The Brancusi-like “Flat Tor so” (1914) is exquisitely truncated, but leaves enough in to avoid the kind of ambiguities Brancusi himself would engender. We get a pert little knee to ensure that, for all its abstraction, the eroticism of the figure is nicely grounded.


Perhaps this is looking the gift horse in the mouth. It is telling, however, that when you get past the arthistorical sense of “importance,” the most satisfying works are actually the more conservative ones from the post-World War I period when Archipenko, like many in his generation (including Picasso and Matisse, who are his mainstay influences), retrenched to a lyrical classicism with a Modernist accent.


Among his best “retro” is the floating “Torso in Space” (1935), of which there are three versions, in different materials.

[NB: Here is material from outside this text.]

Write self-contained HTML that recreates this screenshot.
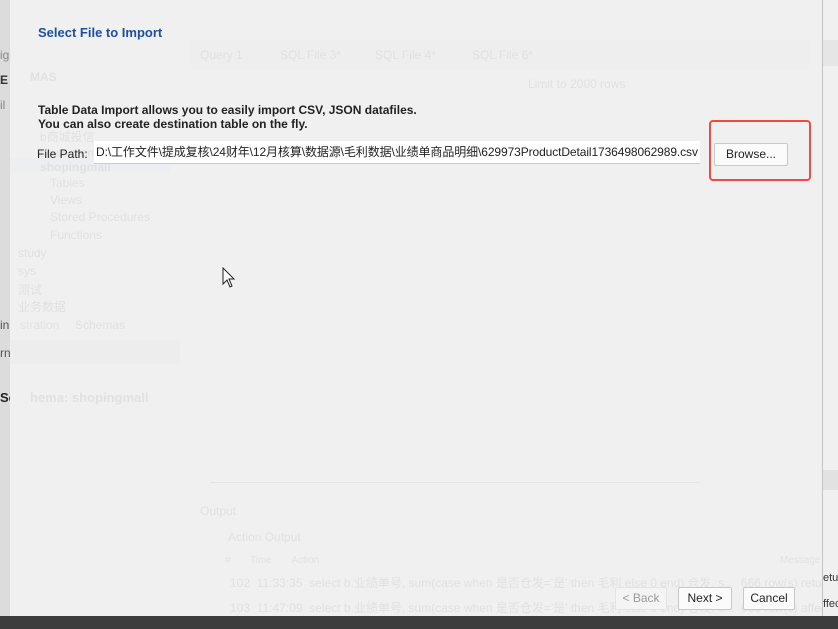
<!DOCTYPE html>
<html><head><meta charset="utf-8"><style>
*{margin:0;padding:0;box-sizing:border-box}
body{width:838px;height:629px;overflow:hidden;background:#e9e9e9;font-family:"Liberation Sans","Noto Sans CJK SC",sans-serif;position:relative}
.abs{position:absolute}
.ghost{position:absolute;color:#e1e1e1;font-size:12px;white-space:nowrap}
.dlg{position:absolute;left:10px;top:0;width:812px;height:616px;background:#f0f0f0;overflow:hidden}
.btn{position:absolute;height:23px;border:1px solid #c8c8c8;background:#fbfbfb;border-radius:2px;font-size:12px;color:#222;text-align:center;line-height:21px}
</style></head><body>
<div class="abs" style="left:0;top:0;width:10px;height:616px;background:#dcdcdc"></div>
<div class="abs" style="left:0;top:48px;font-size:12px;color:#888">ig</div>
<div class="abs" style="left:0;top:73px;font-size:12px;font-weight:bold;color:#333">E</div>
<div class="abs" style="left:0;top:98px;font-size:12px;color:#888">il</div>
<div class="abs" style="left:0;top:318px;font-size:12px;color:#555">in</div>
<div class="abs" style="left:0;top:346px;font-size:12px;color:#555">rn</div>
<div class="abs" style="left:0;top:390px;font-size:13px;font-weight:bold;color:#222">Sc</div>
<div class="abs" style="left:822px;top:0;width:16px;height:616px;background:#f0f0f0;border-left:1px solid #c4c4c4"></div>
<div class="abs" style="left:823px;top:40px;width:15px;height:26px;background:#e6e6e6"></div>
<div class="abs" style="left:823px;top:470px;width:15px;height:20px;background:#e2e2e2"></div>
<div class="abs" style="left:823px;top:572px;font-size:11px;color:#333">etur</div>
<div class="abs" style="left:823px;top:598px;font-size:11px;color:#333">ffec</div>
<div class="dlg">
 <div class="ghost" style="left:20px;top:70px;font-weight:bold">MAS</div>
 <div class="ghost" style="left:30px;top:128px">b商城投信</div>
 <div class="ghost" style="left:30px;top:146px">newschema</div>
 <div class="abs" style="left:0;top:158px;width:160px;height:14px;background:#eceef2"></div>
 <div class="ghost" style="left:30px;top:160px;font-weight:bold">shopingmall</div>
 <div class="ghost" style="left:40px;top:176px">Tables</div>
 <div class="ghost" style="left:40px;top:193px">Views</div>
 <div class="ghost" style="left:40px;top:210px">Stored Procedures</div>
 <div class="ghost" style="left:40px;top:228px">Functions</div>
 <div class="ghost" style="left:8px;top:246px">study</div>
 <div class="ghost" style="left:8px;top:264px">sys</div>
 <div class="ghost" style="left:8px;top:281px">测试</div>
 <div class="ghost" style="left:8px;top:298px">业务数据</div>
 <div class="ghost" style="left:10px;top:318px">stration</div>
 <div class="ghost" style="left:65px;top:318px">Schemas</div>
 <div class="abs" style="left:0;top:340px;width:170px;height:24px;background:#ededed"></div>
 <div class="ghost" style="left:20px;top:390px;font-size:13px;font-weight:bold">hema: shopingmall</div>
 <div class="abs" style="left:180px;top:40px;width:620px;height:30px;background:#eeeeee"></div>
 <div class="ghost" style="left:190px;top:48px">Query 1</div>
 <div class="ghost" style="left:270px;top:48px">SQL File 3*</div>
 <div class="ghost" style="left:365px;top:48px">SQL File 4*</div>
 <div class="ghost" style="left:462px;top:48px">SQL File 6*</div>
 <div class="ghost" style="left:518px;top:77px">Limit to 2000 rows</div>
 <div class="abs" style="left:200px;top:482px;width:490px;height:1px;background:#e4e4e4"></div>
 <div class="ghost" style="left:190px;top:504px">Output</div>
 <div class="ghost" style="left:218px;top:530px">Action Output</div>
 <div class="ghost" style="left:215px;top:555px;font-size:10px">#&nbsp;&nbsp;&nbsp;&nbsp;&nbsp;&nbsp;&nbsp;Time&nbsp;&nbsp;&nbsp;&nbsp;&nbsp;&nbsp;&nbsp;Action</div>
 <div class="ghost" style="left:770px;top:555px;font-size:10px">Message</div>
 <div class="ghost" style="left:220px;top:574px">102&nbsp; 11:33:35&nbsp; select b.业绩单号, sum(case when 是否仓发='是' then 毛利 else 0 end) 仓发, s...&nbsp; 666 row(s) retur</div>
 <div class="ghost" style="left:220px;top:599px">103&nbsp; 11:47:09&nbsp; select b.业绩单号, sum(case when 是否仓发='是' then 毛利 else 0 end) 仓发, s...&nbsp; 666 row(s) affec</div>

 <div class="abs" style="left:28px;top:25px;font-size:13px;font-weight:bold;color:#1f4fa3">Select File to Import</div>
 <div class="abs" style="left:28px;top:103px;font-size:12px;font-weight:bold;color:#222;line-height:14px">Table Data Import allows you to easily import CSV, JSON datafiles.<br>You can also create destination table on the fly.</div>
 <div class="abs" style="left:27px;top:147px;font-size:12px;color:#222">File Path:</div>
 <div class="abs" style="left:84px;top:141px;width:606px;height:23px;background:#fff;border-bottom:1px solid #ccc;font-size:12px;color:#222;line-height:22px;padding-left:2px;white-space:nowrap;overflow:hidden;letter-spacing:-0.1px">D:\工作文件\提成复核\24财年\12月核算\数据源\毛利数据\业绩单商品明细\629973ProductDetail1736498062989.csv</div>
 <div class="btn" style="left:704px;top:143px;width:74px">Browse...</div>
 <div class="abs" style="left:699px;top:120px;width:102px;height:61px;border:2px solid #ee4b43;border-radius:4px"></div>
 <svg class="abs" style="left:212px;top:267px" width="14" height="22" viewBox="0 0 14 22"><path d="M1 1 L1 17 L5 13 L8 20 L10 19 L7 12 L12 12 Z" fill="#fff" stroke="#222" stroke-width="1"/></svg>
 <div class="btn" style="left:605px;top:587px;width:52px;color:#9a9a9a;border-color:#e4e4e4;background:#f4f4f4">&lt; Back</div>
 <div class="btn" style="left:668px;top:587px;width:54px">Next &gt;</div>
 <div class="btn" style="left:733px;top:587px;width:52px">Cancel</div>
</div>
<div class="abs" style="left:0;top:616px;width:838px;height:13px;background:#3d3d3d"></div>
</body></html>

There are hints of Arp and Brancusi in the way she is abstracted, but this biomorph bereft of arms, head, and feet nonetheless feels more like a streamlined Maillol.


Archipenko was given a solo exhibition at the 1920 Venice Biennale, and then settled in Berlin for a few years before immigrating to the United States. Almost immediately upon arrival, he opened the first of his art schools in this country, and with typical aplomb entered the art life of his new home. He was a tireless instigator, educator, and polemicist, patenting machines for making moving sculpture and pioneering the use of new materials.


He was probably closer in spirit to the engineer father who disapproved of his artistic career than his icon painting grandfather. Many of his schemes and manifestos have a faint whiff of Dada or Futurist absurdity about them, but it is never quite possible to tell: He may well have been deadly earnest. Whatever his intentions, his Plexiglas totems in the 1940s, sinuous, seamless, at once transparent and mysterious forms, are among his most exquisite creations, a genuinely fecund meeting of modernity and timelessness.


Until September 4 (222 E. 6th Street, between Second and Third Avenues, 212-228-0110).